The Right Hon. Christopher Addison, Minister of Munitions during the War, tells how the Inventions Board selected from an enormous number of suggestions, received in 18 months, over 2,000 which were good enough to be the subject of further experiment. He says that "the experience of the Inventions Department was that, despite a good deal of rubbish, suggestions and ideas of a valuable kind . . . streamed in upon us from the humblest quarters." (Italics ours.) (Practical Socialism, Vol. II, p. 12.)

The Railways and the Post Office are organisations which have special research staffs, but in addition they receive hundreds or thousands of suggestions from their operating staffs in the course of a year. Mr. J. P. Longmuir, of Mavor and Coulson. Ltd., Glasgow, stated recently that his firm receives 3,000 suggestions a year from its employees. (Times, April 12th, 1932.) On the other hand, Mr. C. R. F. Engelbach, of the Austin Motor Company, stated that the mass-production of motor cars "required a very trained brain before suggestions could be of any value. His firm had a trained department to do nothing but think of suggestions."

strong>HOW THE CAPITALIST "SAVES"

Mr. Sadler next says that "saving" is required, so that tools and food, etc., can be provided for the workers during the production process, or, as he puts it, "ere the corn be ripe."

It is of course true that workers have to be fed and clothed while engaged in production, and that the food and clothing must come from somewhere. But it is equally true that the capitalist also has to be fed and clothed while his workers are engaged in production. Farmers do not fast and wear a loincloth while waiting for the corn to be harvested and milled and for the wool to be shorn and woven. The food and clothing both for employers and workers comes from the labours of workers in the food and clothing trades. The talk of tht capitalist "saving" these things up and "providing" them is only true in the purely legal sense that the capitalists own the products of the labour of all workers and can legally withhold the products, or allow them to be used only on terms satisfactory to themselves. The owner of the goods produced by the workers "provides" them for further production in the same sense that our public buildings are erected by the dignitaries who put up a tablet bearing the inscription : "Erected by the Mayor and Aldermen."
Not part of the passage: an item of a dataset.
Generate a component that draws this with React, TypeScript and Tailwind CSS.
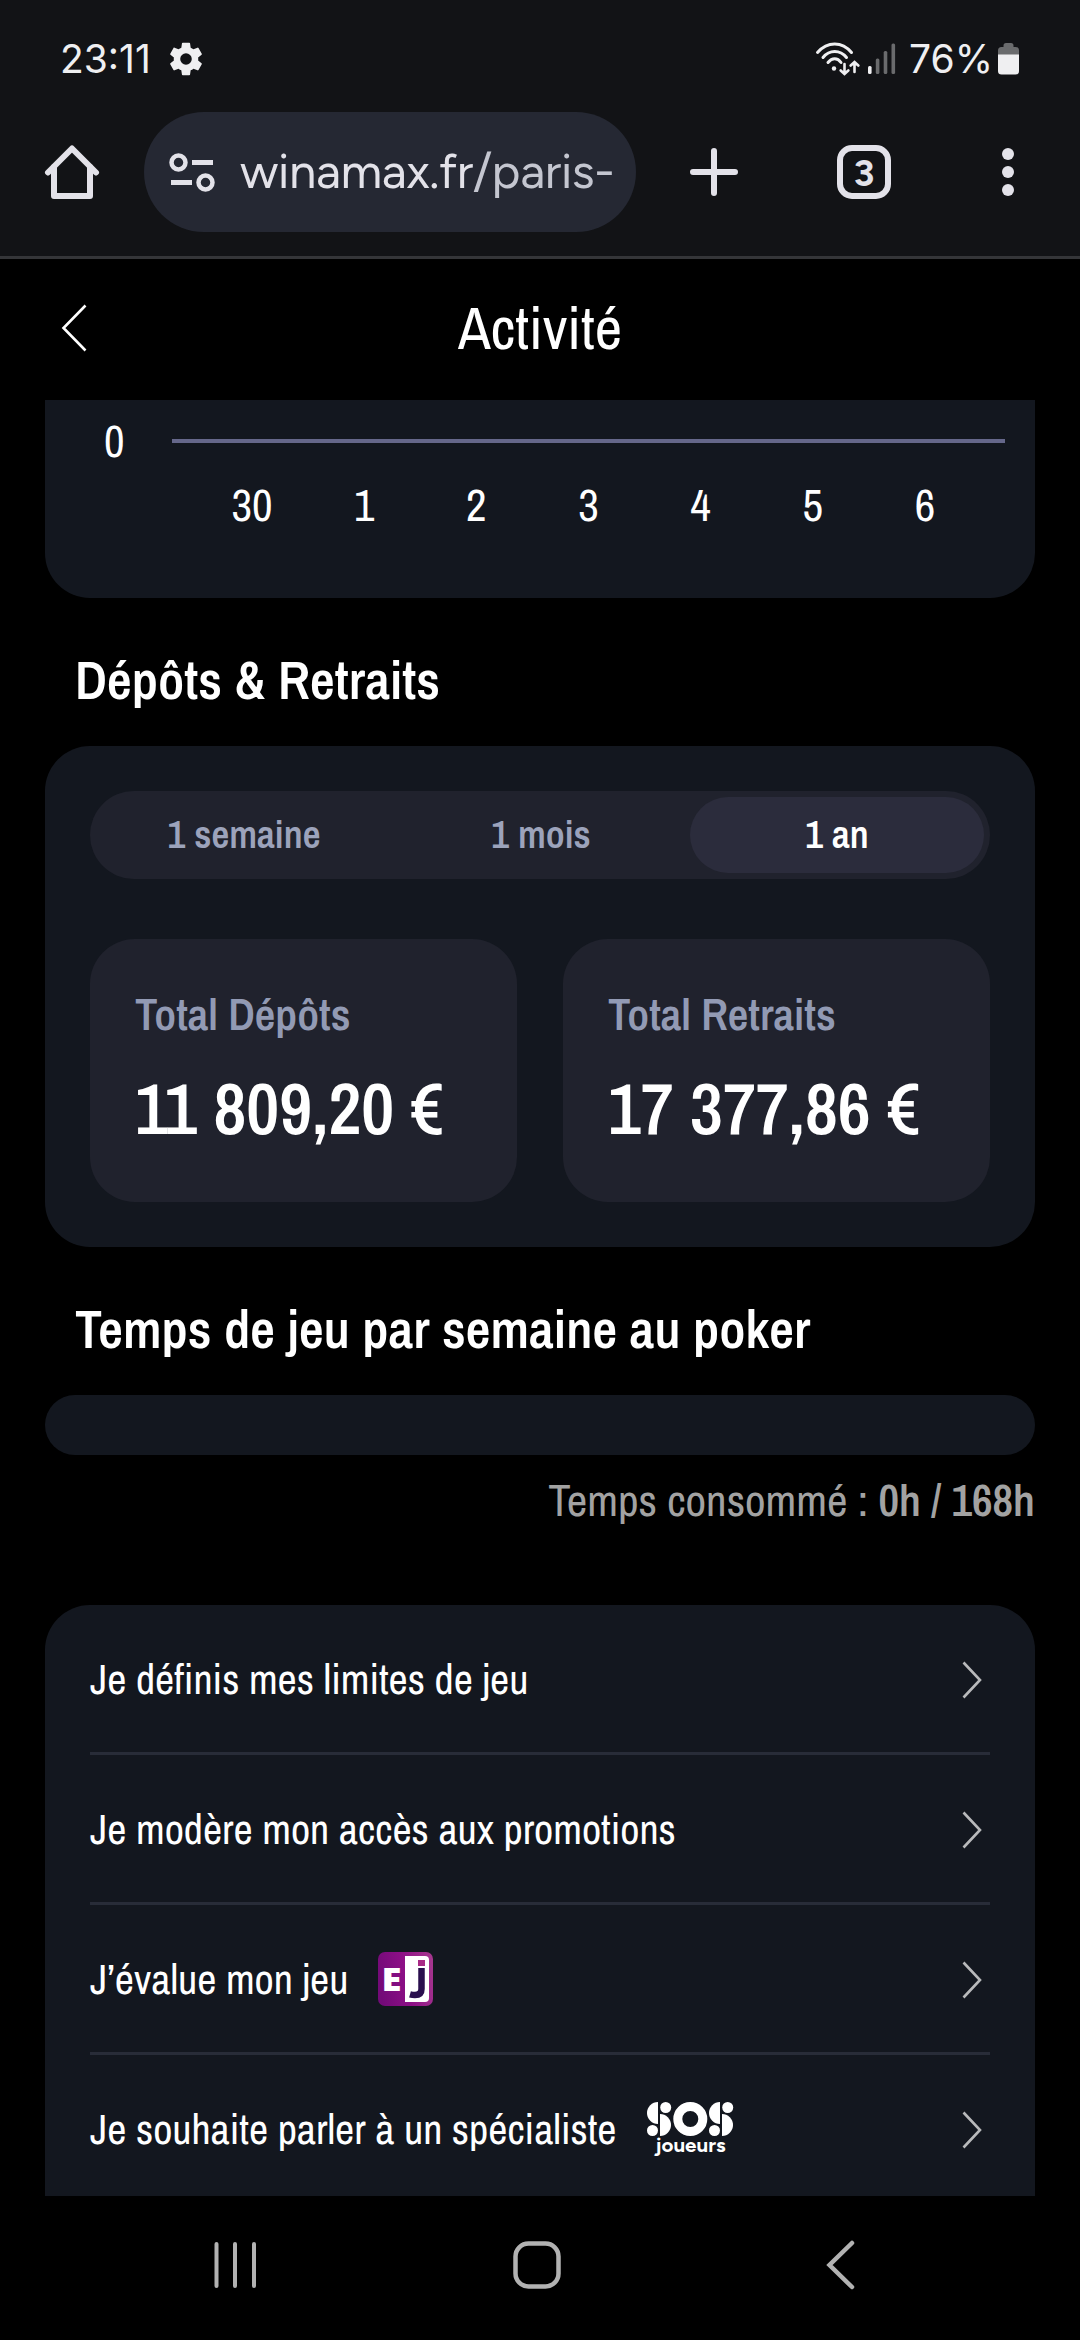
import type { ReactNode } from "react";

const days = ["30", "1", "2", "3", "4", "5", "6"];

const periods = [
  { label: "1 semaine", active: false },
  { label: "1 mois", active: false },
  { label: "1 an", active: true },
];

const totals = [
  { label: "Total Dépôts", amount: "11 809,20 €" },
  { label: "Total Retraits", amount: "17 377,86 €" },
];

function StatusBar() {
  return (
    <div className="flex h-[112px] items-center justify-between pt-[5px] pr-[61px] pl-[60px] font-['Inter',sans-serif] text-[#efeff1]">
      <div className="flex items-center">
        <span className="w-[109px] text-[39px] leading-none whitespace-nowrap">23:11</span>
        <svg className="h-[34px] w-[34px]" viewBox="2.4 2 19.2 20" fill="currentColor">
          <path d="M19.14 12.94c.04-.3.06-.61.06-.94 0-.32-.02-.64-.07-.94l2.03-1.58a.49.49 0 0 0 .12-.61l-1.92-3.32a.488.488 0 0 0-.59-.22l-2.39.96c-.5-.38-1.03-.7-1.62-.94l-.36-2.54a.484.484 0 0 0-.48-.41h-3.84c-.24 0-.43.17-.47.41l-.36 2.54c-.59.24-1.13.57-1.62.94l-2.39-.96c-.22-.08-.47 0-.59.22L2.74 8.87c-.12.21-.08.47.12.61l2.03 1.58c-.05.3-.09.63-.09.94s.02.64.07.94l-2.03 1.58a.49.49 0 0 0-.12.61l1.92 3.32c.12.22.37.29.59.22l2.39-.96c.5.38 1.03.7 1.62.94l.36 2.54c.05.24.24.41.48.41h3.84c.24 0 .44-.17.47-.41l.36-2.54c.59-.24 1.13-.56 1.62-.94l2.39.96c.22.08.47 0 .59-.22l1.92-3.32c.12-.22.07-.47-.12-.61l-2.01-1.58zM12 15.4a3.4 3.4 0 1 1 0-6.8 3.4 3.4 0 0 1 0 6.8z" />
        </svg>
      </div>
      <div className="flex items-center">
        {/* Wifi */}
        <svg className="h-[34px] w-[45px]" viewBox="0 0 45 34" fill="none" stroke="currentColor" strokeWidth="3" strokeLinecap="round">
          <path d="M2.500 10.500C12.500 -.8 27 -.8 36.500 10.500" />
          <path d="M8 15.500C14.500 7.500 25 7.500 31.500 15.500" />
          <path d="M13 20.500C17 15.500 22.500 15.500 26 20.500" />
          <circle cx="19" cy="26.500" r="2.200" fill="currentColor" stroke="none" />
          <path d="M29.500 22V31.500M25.700 28.500L29.500 32L33.300 28.500M39.500 30V20.500M35.700 23.500L39.500 20L43.300 23.500" strokeWidth="2.600" />
        </svg>
        {/* Signal */}
        <svg className="ml-[8px] h-[34px] w-[28px]" viewBox="0 0 28 34">
          <rect x="0" y="24" width="3.600" height="8" rx="1.500" fill="#efeff1" />
          <rect x="7.800" y="16.500" width="3.600" height="15.500" rx="1.500" fill="#6a6b6d" />
          <rect x="15.700" y="9" width="3.600" height="23" rx="1.500" fill="#6a6b6d" />
          <rect x="23.500" y="1.500" width="3.600" height="30.500" rx="1.500" fill="#6a6b6d" />
        </svg>
        <span className="ml-[13px] w-[89px] text-[39px] leading-none whitespace-nowrap">76%</span>
        <svg className="h-[34px] w-[21px]" viewBox="0 0 21 34">
          <path d="M5.500 3.500Q5.500 1 8 1H13Q15.500 1 15.500 3.500V5H17.500Q21 5 21 8.500V14H0V8.500Q0 5 3.500 5H5.500Z" fill="#6a6b6d" />
          <path d="M0 12.500H21V29Q21 32.500 17.500 32.500H3.500Q0 32.500 0 29Z" fill="#efeff1" />
        </svg>
      </div>
    </div>
  );
}

function BrowserBar() {
  return (
    <div className="flex h-[147px] items-start border-b-[3px] border-[#343538] pl-[44px] text-[#e3e2e9]">
      <svg className="mt-[32px] h-[56px] w-[56px]" viewBox="0 0 56 56" fill="none" stroke="currentColor" strokeWidth="6" strokeLinecap="round" strokeLinejoin="round">
        <path d="M4 28.500L28 4.500L52 28.500" />
        <path d="M10 23V52H46V23" />
      </svg>
      <div className="ml-[44px] flex h-[120px] w-[492px] items-center overflow-hidden rounded-full bg-[#252833] pl-[25px]">
        <svg className="h-[40px] w-[46px] shrink-0" viewBox="0 0 46 40" fill="none" stroke="currentColor">
          <circle cx="9.500" cy="10.500" r="7" strokeWidth="4.500" />
          <path d="M23 10.500H44" strokeWidth="5" />
          <circle cx="36.500" cy="30.500" r="7" strokeWidth="4.500" />
          <path d="M2 30.500H23" strokeWidth="5" />
        </svg>
        <span className="ml-[25px] pb-[3px] text-[49px] leading-none tracking-[-0.4px] whitespace-nowrap">
          winamax.fr<span className="text-[#c4c6d0]">/paris-</span>
        </span>
      </div>
      <svg className="mt-[32px] ml-[50px] h-[56px] w-[56px]" viewBox="0 0 56 56" stroke="currentColor" strokeWidth="6" strokeLinecap="round">
        <path d="M28 7V49M7 28H49" />
      </svg>
      <div className="mt-[33px] ml-[95px] flex h-[54px] w-[54px] items-center justify-center rounded-[15px] border-[6px] border-[#e3e2e9]">
        <span className="pt-[2px] text-[37px] leading-none font-bold">3</span>
      </div>
      <svg className="mt-[32px] ml-[105px] h-[56px] w-[24px]" viewBox="0 0 24 56" fill="currentColor">
        <circle cx="12" cy="10" r="6" />
        <circle cx="12" cy="28" r="6" />
        <circle cx="12" cy="46" r="6" />
      </svg>
    </div>
  );
}

function Heading({ children }: { children: ReactNode }) {
  return (
    <h2 className="pl-[30px] text-[54px] leading-[60px] font-semibold tracking-[0.06px] whitespace-nowrap">{children}</h2>
  );
}

function LogoEj() {
  return (
    <svg className="h-[54px] w-[55px]" viewBox="0 0 55 54">
      <defs>
        <linearGradient id="ej" x1="0" y1="0.500" x2="1" y2="0.300">
          <stop offset="0" stopColor="#730a78" />
          <stop offset="0.500" stopColor="#8d0f86" />
          <stop offset="1" stopColor="#a5358e" />
        </linearGradient>
      </defs>
      <rect width="55" height="54" rx="7" fill="url(#ej)" />
      <path d="M27 4H47Q51 4 51 8V46Q51 50 47 50H27Z" fill="#fff" />
      <text x="3.500" y="39" fontSize="32" fontWeight="800" textLength="20" lengthAdjust="spacingAndGlyphs" fill="#fff" className="font-['Open_Sans',sans-serif]">
        E
      </text>
      {/* the dot of the j is pink, its stem dark */}
      <rect x="40" y="8" width="7" height="6" fill="#a82a86" />
      <path d="M43.500 16V37Q43.500 43 37 43Q34.500 43 32 42.300" fill="none" stroke="#2a0f4e" strokeWidth="6.500" />
    </svg>
  );
}

function SosMark({ x }: { x: number }) {
  return (
    <g transform={`translate(${x} 0)`}>
      <path d="M11 0V22A11 11 0 0 1 11 0Z" />
      <circle cx="18.700" cy="5.500" r="5.500" />
      <path d="M13 12A11 11 0 0 1 13 34Z" />
      <circle cx="5.500" cy="28.500" r="5.500" />
    </g>
  );
}

function LogoSos() {
  return (
    <svg className="mt-[3px] h-[56px] w-[88px]" viewBox="0 0 88 56" fill="#fff">
      <SosMark x={0} />
      <circle cx="43.300" cy="17" r="12.500" fill="none" stroke="#fff" strokeWidth="9" />
      <SosMark x={62} />
      <text x="43.500" y="49.500" textAnchor="middle" fontSize="20" fontWeight="700" textLength="70" lengthAdjust="spacingAndGlyphs" className="font-['Figtree',Inter,sans-serif]">
        joueurs
      </text>
    </svg>
  );
}

const links = [
  { label: "Je définis mes limites de jeu", logo: null },
  { label: "Je modère mon accès aux promotions", logo: null },
  { label: "J’évalue mon jeu", logo: <LogoEj /> },
  { label: "Je souhaite parler à un spécialiste", logo: <LogoSos /> },
];

export default function App() {
  return (
    <div className="flex h-[2340px] w-[1080px] flex-col overflow-hidden bg-black font-['Archivo_Narrow','Liberation_Sans',sans-serif] text-white">
      <div className="bg-[#121316] font-['Google_Sans','Product_Sans','Figtree',Inter,sans-serif]">
        <StatusBar />
        <BrowserBar />
      </div>

      {/* Page header */}
      <header className="grid h-[141px] shrink-0 grid-cols-3 items-center px-[60px] pb-[3px]">
        <svg className="h-[50px] w-[28px]" viewBox="0 0 28 50" fill="none" stroke="#fff" strokeWidth="2.600">
          <path d="M25.500 2.500L3.500 25L25.500 47.500" />
        </svg>
        <h1 className="text-center text-[60px] leading-[70px]">Activité</h1>
      </header>

      <main className="flex h-[1796px] shrink-0 flex-col overflow-hidden px-[45px]">
        {/* Bottom of the weekly chart */}
        <section className="h-[198px] shrink-0 rounded-b-[45px] bg-[#13171f] pt-[15px] text-[45px] leading-[52px]">
          <div className="flex items-center">
            <span className="w-[127px] pl-[59px]">0</span>
            <div className="h-[4px] w-[833px] bg-[#65678a]" />
          </div>
          <div className="mt-[12px] ml-[151px] grid w-[785px] grid-cols-7 text-center">
            {days.map((day) => (
              <span key={day}>{day}</span>
            ))}
          </div>
        </section>

        <div className="mt-[52px]">
          <Heading>Dépôts &amp; Retraits</Heading>
        </div>

        <section className="mt-[36px] h-[501px] shrink-0 rounded-[45px] bg-[#13171f] px-[45px] pt-[45px]">
          <div className="grid h-[88px] grid-cols-3 gap-[3px] rounded-[45px] bg-[#20222d] p-[6px]">
            {periods.map(({ label, active }) => (
              <button
                key={label}
                className={
                  active
                    ? "rounded-[39px] bg-[#2b2c3c] pb-[2px] text-[39px] font-semibold text-white"
                    : "rounded-[39px] pb-[2px] pl-[2px] text-[39px] font-semibold text-[#9ca3bb]"
                }
              >
                {label}
              </button>
            ))}
          </div>
          <div className="mt-[60px] grid grid-cols-2 gap-[46px]">
            {totals.map(({ label, amount }) => (
              <div key={label} className="h-[263px] rounded-[45px] bg-[#20222d] pt-[45px] pl-[45px]">
                <p className="text-[45px] leading-[60px] font-semibold text-[#929ab4]">{label}</p>
                <p className="mt-[22px] text-[72px] leading-[84px] font-semibold whitespace-nowrap">{amount}</p>
              </div>
            ))}
          </div>
        </section>

        <div className="mt-[52px]">
          <Heading>Temps de jeu par semaine au poker</Heading>
        </div>
        <div className="mt-[36px] h-[60px] shrink-0 rounded-full bg-[#13171f]" />
        <p className="mt-[15px] text-right text-[45px] leading-[60px] text-[#a2a2a2]">
          Temps consommé : <span className="font-semibold">0h / 168h</span>
        </p>

        {/* Links */}
        <ul className="mt-[75px] h-[700px] shrink-0 divide-y-[3px] divide-[#282c38] rounded-t-[45px] bg-[#13171f] px-[45px]">
          {links.map(({ label, logo }) => (
            <li key={label} className="flex h-[150px] items-center last:h-[147px]">
              <span className="text-[42px] leading-[60px] whitespace-nowrap">{label}</span>
              <span className="ml-[30px]">{logo}</span>
              <svg className="mt-[3px] mr-[8px] ml-auto h-[38px] w-[20px]" viewBox="0 0 20 38" fill="none" stroke="#b8b9bb" strokeWidth="2.600">
                <path d="M1.500 1.500L18 19L1.500 36.500" />
              </svg>
            </li>
          ))}
        </ul>
      </main>

      {/* System navigation */}
      <nav className="flex h-[144px] shrink-0 items-center pb-[7px] text-[#b2b2b2]">
        <svg className="ml-[214px] h-[50px] w-[44px]" viewBox="0 0 44 50" stroke="currentColor" strokeWidth="4" strokeLinecap="round">
          <path d="M2.500 4V46M21 4V46M40 4V46" />
        </svg>
        <svg className="ml-[254px] h-[50px] w-[50px]" viewBox="0 0 50 50" fill="none" stroke="currentColor" strokeWidth="4.500">
          <rect x="3.500" y="3.500" width="43" height="43" rx="13" />
        </svg>
        <svg className="ml-[263px] h-[50px] w-[30px]" viewBox="0 0 30 50" fill="none" stroke="currentColor" strokeWidth="4.500" strokeLinecap="round">
          <path d="M27 3L4.500 25L27 47" />
        </svg>
      </nav>
    </div>
  );
}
The capitalist does "save" in the sense that he does not spend all his income on goods for his own consumption, but his possession of an income (often of colossal amount) is not the result of his inventive faculty, or of his thrift or of his ability. The property income of the capitalist comes to him because as an owner of means of production he can compel propertyless workers to work for him on the condition that they yield up to him all the products and receive back as wages roughly what is required to keep them and their families.

The original accumulation of capital was often achieved by legally and illegally driving peasant owners off the land, a process of force and fraud.

As regards our contemporary capitalists their wealth is for the most part inherited. Mr. Josiah Wedgwood, B.Sc., in his Economics of Inheritance (Pub. Routledge, 1929) has shown that only one-third of the men in the "upper and middle classes" have acquired their fortunes largely in their own lifetime.

The late Sir William Ashley, Economic Adviser to the Conservative Party, in his Economic Organisation of England, discusses the notion that capital is accumulated by "abstinence" and "self-denial," and says :—

Phrases like these have occasioned no little mirth ; it is hard to discover self-denial or parsimony as the world understands these words, in the process by which modern capital is largely accumulated. (p. 157.)

It is absurd of Mr. Sadler to say that he cannot find where Marx deals with this in Capital. Over 200 pages are devoted to it in Vol. I alone. (See Chapters XXI to XXIV.)

Summing up, we can say that it is the working class who, speaking generally, provide the brain and muscle required in producing and distributing wealth. They provide inventions, and the income out of which the capitalist "saves." The statement to which Mr. Sadler objects is a genoralisation which cannot be overthrown.